Battezzata Acio, la prima associazione antiracket italiana Associazione commercianti imprenditori orlandini, fu una svolta nella reazione alla prepotenza e alle pressioni subite dalle cosche Nebrodi e dopo aver fatto arrestare gli uomini del pizzo, 140 imprenditori scelsero di partecipare al processo e raccontarono in aula la loro esperienza. Fu il primo passo nella battaglia di liberazione dal racket che negli anni ha subito alterne vicende, stop e riprese e ha contato molte vittime.
“Condividevano l’esperienza dell’intimidazione e avevano la forza e il potere per influire sulle azioni dei mafiosi: così si unirono” racconta e insegna Tano Grasso.
“La sera dell’incontro con Rosa Stanisci nell’aula magna della scuola- la Dda non c’era e il pm era Michele Emiliano a Brindisi- quando finimmo esplosero due bombe in altre due scuole. Furono le ultime due bombe. Si inizio attività di collaborazione imprenditori”.
“Una stagione straordinaria. L’esempio di San Vito si allarga in altri paesi della provincia, e si costituì la prima associazione nata fuori dalla Sicilia. Quella sentenza ha dimostrato un percorso di giustizia rapidissimo ed efficiente”.

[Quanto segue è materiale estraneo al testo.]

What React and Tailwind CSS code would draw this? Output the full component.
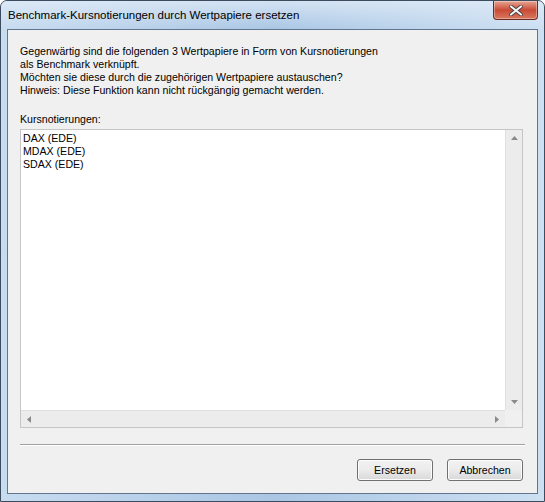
export default function App() {
  const font = { fontFamily: '"Liberation Sans", Arial, sans-serif' };
  return (
    <div className="w-[545px] h-[502px] bg-white">
      <div className="relative w-[545px] h-[502px] rounded-t-[7px] border border-[#3c4b5e] bg-gradient-to-r from-[#c8dcf0] via-[#aac6e4] to-[#cde0f2] flex flex-col overflow-hidden">
        <div className="flex justify-between items-start h-[28px] shrink-0 bg-gradient-to-b from-[#e4eef9]/70 to-transparent">
          <div className="pl-[7px] pt-[7px] text-[11.5px] leading-[14px] text-black" style={font}>
            Benchmark-Kursnotierungen durch Wertpapiere ersetzen
          </div>
          <div className="mr-[6px] w-[45px] h-[19px] rounded-b-[4px] border border-t-0 border-[#6d2a22] bg-gradient-to-b from-[#e5a594] via-[#c94a35] to-[#d8775f] flex items-center justify-center shadow-[inset_0_0_0_1px_rgba(255,255,255,0.35)]">
            <svg width="14" height="11" viewBox="0 0 14 11">
              <path d="M2 1.5 L12 9.5 M12 1.5 L2 9.5" stroke="#3b3b3b" strokeWidth="3.6" strokeLinecap="round" />
              <path d="M2 1.5 L12 9.5 M12 1.5 L2 9.5" stroke="#f4f4f4" strokeWidth="2.2" strokeLinecap="round" />
            </svg>
          </div>
        </div>
        <div className="mx-[6px] mb-[7px] flex-1 border border-[#61768e] bg-[#f0f0f0] flex flex-col text-[10.6px] leading-[13px] text-black" style={font}>
          <div className="pl-[12px] pt-[15px]">
            <div>Gegenwärtig sind die folgenden 3 Wertpapiere in Form von Kursnotierungen</div>
            <div>als Benchmark verknüpft.</div>
            <div>Möchten sie diese durch die zugehörigen Wertpapiere austauschen?</div>
            <div>Hinweis: Diese Funktion kann nicht rückgängig gemacht werden.</div>
            <div className="mt-[16px]">Kursnotierungen:</div>
          </div>
          <div className="ml-[12px] mt-[3px] w-[503px] h-[299px] border border-[#c5c5c5] bg-white flex flex-col">
            <div className="flex flex-1 min-h-0">
              <div className="flex-1 pl-[2px] pt-[2px]">
                <div>DAX (EDE)</div>
                <div>MDAX (EDE)</div>
                <div>SDAX (EDE)</div>
              </div>
              <div className="w-[17px] bg-[#ececec] border-l border-[#e0e0e0] flex flex-col justify-between items-center py-[6px]">
                <svg width="7" height="4" viewBox="0 0 7 4"><path d="M0 4 L3.5 0 L7 4 Z" fill="#8a8a8a" /></svg>
                <svg width="7" height="4" viewBox="0 0 7 4"><path d="M0 0 L3.5 4 L7 0 Z" fill="#8a8a8a" /></svg>
              </div>
            </div>
            <div className="flex h-[17px] shrink-0">
              <div className="flex-1 bg-[#ececec] border-t border-[#e0e0e0] flex justify-between items-center px-[6px]">
                <svg width="4" height="7" viewBox="0 0 4 7"><path d="M4 0 L0 3.5 L4 7 Z" fill="#8a8a8a" /></svg>
                <svg width="4" height="7" viewBox="0 0 4 7"><path d="M0 0 L4 3.5 L0 7 Z" fill="#8a8a8a" /></svg>
              </div>
              <div className="w-[17px] bg-[#f0f0f0]" />
            </div>
          </div>
          <div className="ml-[12px] mt-[16px] w-[505px] h-[2px] border-t border-[#a0a0a0] border-b border-b-white" />
          <div className="flex justify-end gap-[14px] mt-[13px] pr-[14px]">
            <button className="w-[76px] h-[22px] rounded-[3px] border border-[#707070] bg-gradient-to-b from-[#f2f2f2] via-[#ebebeb] to-[#d8d8d8] shadow-[inset_0_0_0_1px_#fcfcfc] text-[10.6px] leading-[13px]" style={font}>Ersetzen</button>
            <button className="w-[76px] h-[22px] rounded-[3px] border border-[#707070] bg-gradient-to-b from-[#f2f2f2] via-[#ebebeb] to-[#d8d8d8] shadow-[inset_0_0_0_1px_#fcfcfc] text-[10.6px] leading-[13px]" style={font}>Abbrechen</button>
          </div>
        </div>
      </div>
    </div>
  );
}
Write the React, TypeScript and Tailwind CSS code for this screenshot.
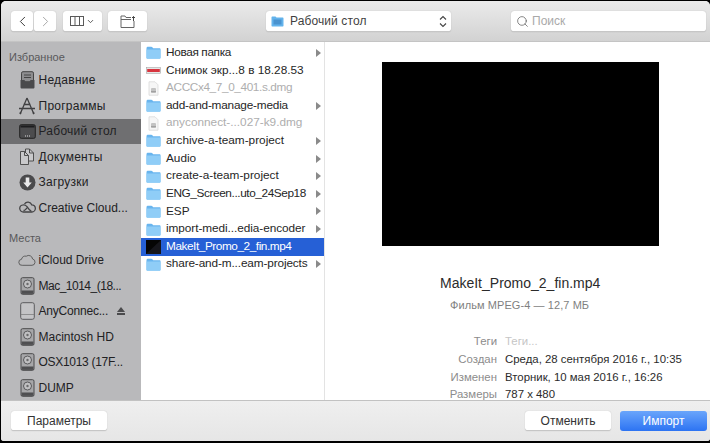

Poi Tano Grasso ricorda Vincenzo Parisi, l’allora capo della Polizia di Stato: “In nove mesi un grande uomo della ps, Vincenzo Parisi aprì due commissariati in Italia, a marzo a Mesagne, il primo giugno del 1991 a Capo d’Orlando. Immediatamente da 30 a 120 poliziotti”. I ricordi si rincorrono nella testa di Tano Grasso e nella memoria di tutti.
Il dibattito pubblico sulla mafia e la “convenienza” dell’imprenditore
“Queste cose ci aiutano a capire quanto è cambiato e quanto si deve ancora fare. Nel dibattito pubblico sul tema della mafia c’è un pezzo che dice che si è sempre allo stesso punto, c’è un pezzo di opinione pubblica che infondo pensa che siamo sempre lì. Invece, lo scenario è completamente diverso, anche in Calabria. Svolgiamo la funzione pedagogica negativa se diciamo quello”.
“Il consenso sociale è un problema. Qual è l’altra faccia dal punto di vista dell’imprenditore? È la convenienza. L’imprenditore per definizione è un soggetto razionale. La situazione di convenienza va distinta: convenienza di sapere che se non vai a cercare il mafioso lavori con difficoltà sul territorio. Devi passare da lì. Ed è la situazione foggiana.
La Scu oggi non ha la forza che aveva prima, ma c’è ancora. Non saremmo qui a fare un’iniziativa del genere. Se c’è, vuol dire che ci sono gli imprenditori. E se il mondo imprenditoriale non cambia atteggiamento su queste cose, il fenomeno sarà sempre tra i piedi”.